**INFORMATION PROVIDED**
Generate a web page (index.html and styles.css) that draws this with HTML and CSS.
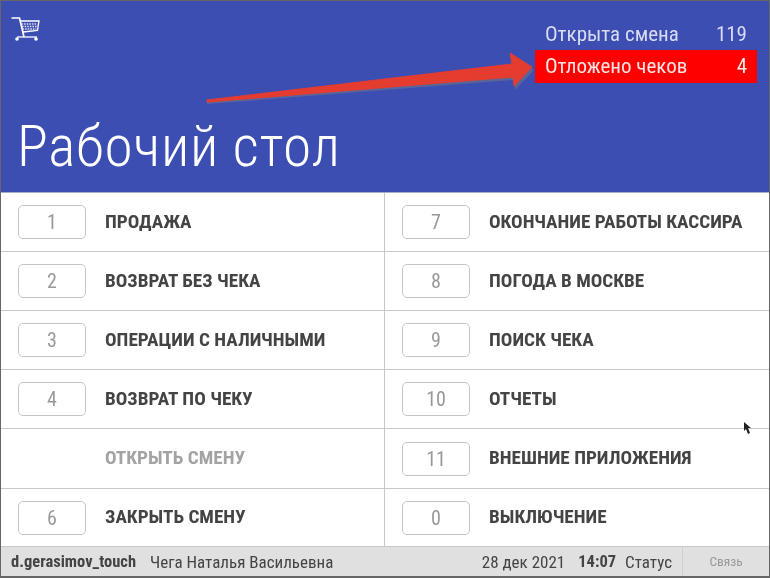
FILE: index.html
```html
<!DOCTYPE html>
<html lang="ru">
<head>
    <meta charset="UTF-8">
    <meta name="viewport" content="width=device-width, initial-scale=1.0">
    <title>Рабочий стол</title>
    <link rel="stylesheet" href="styles.css">
</head>
<body>
    <div class="screen">
        <!-- Header -->
        <header class="header">
            <div class="header-top">
                <svg class="cart-icon" width="30" height="26" viewBox="0 0 30 26" fill="none" stroke="#fff">
                    <path d="M0.5 2H8.5L13 21" stroke-width="1.7"/>
                    <path d="M9 5H28L26.5 14.5L12 16" stroke-width="1.3"/>
                    <path d="M10.5 8H26.5M11 10.5H26M11.5 13H25.5" stroke-width="1.3" stroke-dasharray="1.6 1" opacity="0.8"/>
                    <path d="M6 21H26" stroke-width="1.3"/>
                    <circle cx="6" cy="23" r="1.8" fill="#fff" stroke="none"/>
                    <circle cx="25" cy="23" r="1.8" fill="#fff" stroke="none"/>
                </svg>
                <div class="status-list">
                    <div class="status-row">
                        <span>Открыта смена</span>
                        <span>119</span>
                    </div>
                    <div class="status-row status-alert">
                        <span>Отложено чеков</span>
                        <span>4</span>
                    </div>
                </div>
            </div>
            <h1 class="title">Рабочий стол</h1>
        </header>

        <!-- Menu -->
        <main class="menu">
            <div class="menu-item"><span class="key">1</span><span class="label">ПРОДАЖА</span></div>
            <div class="menu-item"><span class="key">7</span><span class="label">ОКОНЧАНИЕ РАБОТЫ КАССИРА</span></div>
            <div class="menu-item"><span class="key">2</span><span class="label">ВОЗВРАТ БЕЗ ЧЕКА</span></div>
            <div class="menu-item"><span class="key">8</span><span class="label">ПОГОДА В МОСКВЕ</span></div>
            <div class="menu-item"><span class="key">3</span><span class="label">ОПЕРАЦИИ С НАЛИЧНЫМИ</span></div>
            <div class="menu-item"><span class="key">9</span><span class="label">ПОИСК ЧЕКА</span></div>
            <div class="menu-item"><span class="key">4</span><span class="label">ВОЗВРАТ ПО ЧЕКУ</span></div>
            <div class="menu-item"><span class="key">10</span><span class="label">ОТЧЕТЫ</span></div>
            <div class="menu-item disabled"><span class="key"></span><span class="label">ОТКРЫТЬ СМЕНУ</span></div>
            <div class="menu-item"><span class="key">11</span><span class="label">ВНЕШНИЕ ПРИЛОЖЕНИЯ</span></div>
            <div class="menu-item"><span class="key">6</span><span class="label">ЗАКРЫТЬ СМЕНУ</span></div>
            <div class="menu-item"><span class="key">0</span><span class="label">ВЫКЛЮЧЕНИЕ</span></div>
        </main>

        <!-- Footer -->
        <footer class="footer">
            <b class="login">d.gerasimov_touch</b>
            <span class="user">Чега Наталья Васильевна</span>
            <span class="date">28 дек 2021</span>
            <b class="time">14:07</b>
            <span class="state">Статус</span>
            <span class="link">Связь</span>
        </footer>
    </div>

    <!-- Annotation arrow drawn over the screenshot -->
    <svg class="arrow" width="340" height="60" viewBox="206 50 340 60">
        <path d="M207 103L513 79L515 89L534 69L511 55L513 65L207 101Z" fill="#5b6498" transform="translate(0 1)"/>
        <path d="M207 102L513 77L514 86L532 67L510 53L512 64L207 100Z" fill="#e53c30" stroke="#e53c30" stroke-linejoin="round"/>
    </svg>

    <!-- Mouse pointer -->
    <svg class="pointer" width="9" height="14" viewBox="0 0 9 14">
        <path d="M1 1L1 10L3 8L5 13L7 12L5 7L8 7Z" fill="#222"/>
    </svg>
</body>
</html>
```

FILE: styles.css
```css
* {
    box-sizing: border-box;
}
html, body {
    margin: 0;
    height: 100%;
}
body {
    font-family: Roboto, "Liberation Sans", sans-serif;
    font-stretch: 85%;
    background: #fff;
    position: relative;
    overflow: hidden;
}
.screen {
    width: 770px;
    height: 578px;
    border: 1px solid #666;
    border-bottom-width: 2px;
    display: flex;
    flex-direction: column;
    filter: blur(0.4px);
}
.header {
    height: 192px;
    background: #3c4eb1;
    color: #fff;
    display: flex;
    flex-direction: column;
    justify-content: space-between;
    border-bottom: 1px solid #a9aec9;
}
.header-top {
    display: flex;
    justify-content: space-between;
    align-items: flex-start;
}
.cart-icon {
    margin: 15px 0 0 10px;
}
.status-list {
    width: 222px;
    margin: 16px 12px 0 0;
    font-size: 21px;
}
.status-row {
    height: 33px;
    padding: 0 10px;
    display: flex;
    justify-content: space-between;
    align-items: center;
    color: #d8dcf3;
}
.status-alert {
    background: #ff0000;
    color: #fbe4e4;
    padding-bottom: 2px;
}
.title {
    margin: 0 0 15px 16px;
    font-size: 57.4px;
    line-height: 60px;
    font-weight: 300;
    letter-spacing: 0.7px;
}
.menu {
    flex: 1;
    display: grid;
    grid-template-columns: 384px 1fr;
    grid-template-rows: 59px 59px 59px 59px 60px 1fr;
}
.menu-item {
    display: flex;
    align-items: center;
    padding-left: 17px;
    border-bottom: 1px solid #c8c8c8;
}
.menu-item:nth-child(odd) {
    border-right: 1px solid #c8c8c8;
}
.menu-item:nth-last-child(-n+2) {
    border-bottom: none;
}
.key {
    width: 68px;
    height: 34px;
    border: 1px solid #c4c4c4;
    border-radius: 5px;
    display: flex;
    align-items: center;
    justify-content: center;
    font-size: 20px;
    color: #999;
}
.label {
    margin: 0 0 2px 19px;
    font-size: 19.2px;
    font-weight: 700;
    color: #444;
    white-space: nowrap;
}
.disabled .key {
    visibility: hidden;
}
.disabled .label {
    color: #a3a3a3;
}
.footer {
    height: 30px;
    background: #e0e0e0;
    border-top: 1px solid #c8c8c8;
    display: flex;
    align-items: center;
    padding-left: 10px;
    font-size: 17px;
    color: #444;
}
.login {
    margin-right: 14px;
    font-size: 16.5px;
}
.date {
    margin-left: auto;
}
.time {
    margin: 0 9px 0 13px;
    font-size: 16.5px;
}
.state {
    margin-right: 10px;
}
.link {
    width: 87px;
    align-self: stretch;
    border-left: 1px solid #d0d0d0;
    display: flex;
    align-items: center;
    justify-content: center;
    font-size: 13.4px;
    color: #999;
}
.arrow {
    position: absolute;
    left: 206px;
    top: 50px;
}
.pointer {
    position: absolute;
    left: 743px;
    top: 421px;
}
```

**TASK DETAILS**
Repeat the data exactly, without the pictures.

**REPLY**
Generate a web page (index.html and styles.css) that draws this with HTML and CSS.
FILE: index.html
```html
<!DOCTYPE html>
<html lang="ru">
<head>
    <meta charset="UTF-8">
    <meta name="viewport" content="width=device-width, initial-scale=1.0">
    <title>Рабочий стол</title>
    <link rel="stylesheet" href="styles.css">
</head>
<body>
    <div class="screen">
        <!-- Header -->
        <header class="header">
            <div class="header-top">
                <svg class="cart-icon" width="30" height="26" viewBox="0 0 30 26" fill="none" stroke="#fff">
                    <path d="M0.5 2H8.5L13 21" stroke-width="1.7"/>
                    <path d="M9 5H28L26.5 14.5L12 16" stroke-width="1.3"/>
                    <path d="M10.5 8H26.5M11 10.5H26M11.5 13H25.5" stroke-width="1.3" stroke-dasharray="1.6 1" opacity="0.8"/>
                    <path d="M6 21H26" stroke-width="1.3"/>
                    <circle cx="6" cy="23" r="1.8" fill="#fff" stroke="none"/>
                    <circle cx="25" cy="23" r="1.8" fill="#fff" stroke="none"/>
                </svg>
                <div class="status-list">
                    <div class="status-row">
                        <span>Открыта смена</span>
                        <span>119</span>
                    </div>
                    <div class="status-row status-alert">
                        <span>Отложено чеков</span>
                        <span>4</span>
                    </div>
                </div>
            </div>
            <h1 class="title">Рабочий стол</h1>
        </header>

        <!-- Menu -->
        <main class="menu">
            <div class="menu-item"><span class="key">1</span><span class="label">ПРОДАЖА</span></div>
            <div class="menu-item"><span class="key">7</span><span class="label">ОКОНЧАНИЕ РАБОТЫ КАССИРА</span></div>
            <div class="menu-item"><span class="key">2</span><span class="label">ВОЗВРАТ БЕЗ ЧЕКА</span></div>
            <div class="menu-item"><span class="key">8</span><span class="label">ПОГОДА В МОСКВЕ</span></div>
            <div class="menu-item"><span class="key">3</span><span class="label">ОПЕРАЦИИ С НАЛИЧНЫМИ</span></div>
            <div class="menu-item"><span class="key">9</span><span class="label">ПОИСК ЧЕКА</span></div>
            <div class="menu-item"><span class="key">4</span><span class="label">ВОЗВРАТ ПО ЧЕКУ</span></div>
            <div class="menu-item"><span class="key">10</span><span class="label">ОТЧЕТЫ</span></div>
            <div class="menu-item disabled"><span class="key"></span><span class="label">ОТКРЫТЬ СМЕНУ</span></div>
            <div class="menu-item"><span class="key">11</span><span class="label">ВНЕШНИЕ ПРИЛОЖЕНИЯ</span></div>
            <div class="menu-item"><span class="key">6</span><span class="label">ЗАКРЫТЬ СМЕНУ</span></div>
            <div class="menu-item"><span class="key">0</span><span class="label">ВЫКЛЮЧЕНИЕ</span></div>
        </main>

        <!-- Footer -->
        <footer class="footer">
            <b class="login">d.gerasimov_touch</b>
            <span class="user">Чега Наталья Васильевна</span>
            <span class="date">28 дек 2021</span>
            <b class="time">14:07</b>
            <span class="state">Статус</span>
            <span class="link">Связь</span>
        </footer>
    </div>

    <!-- Annotation arrow drawn over the screenshot -->
    <svg class="arrow" width="340" height="60" viewBox="206 50 340 60">
        <path d="M207 103L513 79L515 89L534 69L511 55L513 65L207 101Z" fill="#5b6498" transform="translate(0 1)"/>
        <path d="M207 102L513 77L514 86L532 67L510 53L512 64L207 100Z" fill="#e53c30" stroke="#e53c30" stroke-linejoin="round"/>
    </svg>

    <!-- Mouse pointer -->
    <svg class="pointer" width="9" height="14" viewBox="0 0 9 14">
        <path d="M1 1L1 10L3 8L5 13L7 12L5 7L8 7Z" fill="#222"/>
    </svg>
</body>
</html>
```

FILE: styles.css
```css
* {
    box-sizing: border-box;
}
html, body {
    margin: 0;
    height: 100%;
}
body {
    font-family: Roboto, "Liberation Sans", sans-serif;
    font-stretch: 85%;
    background: #fff;
    position: relative;
    overflow: hidden;
}
.screen {
    width: 770px;
    height: 578px;
    border: 1px solid #666;
    border-bottom-width: 2px;
    display: flex;
    flex-direction: column;
    filter: blur(0.4px);
}
.header {
    height: 192px;
    background: #3c4eb1;
    color: #fff;
    display: flex;
    flex-direction: column;
    justify-content: space-between;
    border-bottom: 1px solid #a9aec9;
}
.header-top {
    display: flex;
    justify-content: space-between;
    align-items: flex-start;
}
.cart-icon {
    margin: 15px 0 0 10px;
}
.status-list {
    width: 222px;
    margin: 16px 12px 0 0;
    font-size: 21px;
}
.status-row {
    height: 33px;
    padding: 0 10px;
    display: flex;
    justify-content: space-between;
    align-items: center;
    color: #d8dcf3;
}
.status-alert {
    background: #ff0000;
    color: #fbe4e4;
    padding-bottom: 2px;
}
.title {
    margin: 0 0 15px 16px;
    font-size: 57.4px;
    line-height: 60px;
    font-weight: 300;
    letter-spacing: 0.7px;
}
.menu {
    flex: 1;
    display: grid;
    grid-template-columns: 384px 1fr;
    grid-template-rows: 59px 59px 59px 59px 60px 1fr;
}
.menu-item {
    display: flex;
    align-items: center;
    padding-left: 17px;
    border-bottom: 1px solid #c8c8c8;
}
.menu-item:nth-child(odd) {
    border-right: 1px solid #c8c8c8;
}
.menu-item:nth-last-child(-n+2) {
    border-bottom: none;
}
.key {
    width: 68px;
    height: 34px;
    border: 1px solid #c4c4c4;
    border-radius: 5px;
    display: flex;
    align-items: center;
    justify-content: center;
    font-size: 20px;
    color: #999;
}
.label {
    margin: 0 0 2px 19px;
    font-size: 19.2px;
    font-weight: 700;
    color: #444;
    white-space: nowrap;
}
.disabled .key {
    visibility: hidden;
}
.disabled .label {
    color: #a3a3a3;
}
.footer {
    height: 30px;
    background: #e0e0e0;
    border-top: 1px solid #c8c8c8;
    display: flex;
    align-items: center;
    padding-left: 10px;
    font-size: 17px;
    color: #444;
}
.login {
    margin-right: 14px;
    font-size: 16.5px;
}
.date {
    margin-left: auto;
}
.time {
    margin: 0 9px 0 13px;
    font-size: 16.5px;
}
.state {
    margin-right: 10px;
}
.link {
    width: 87px;
    align-self: stretch;
    border-left: 1px solid #d0d0d0;
    display: flex;
    align-items: center;
    justify-content: center;
    font-size: 13.4px;
    color: #999;
}
.arrow {
    position: absolute;
    left: 206px;
    top: 50px;
}
.pointer {
    position: absolute;
    left: 743px;
    top: 421px;
}
```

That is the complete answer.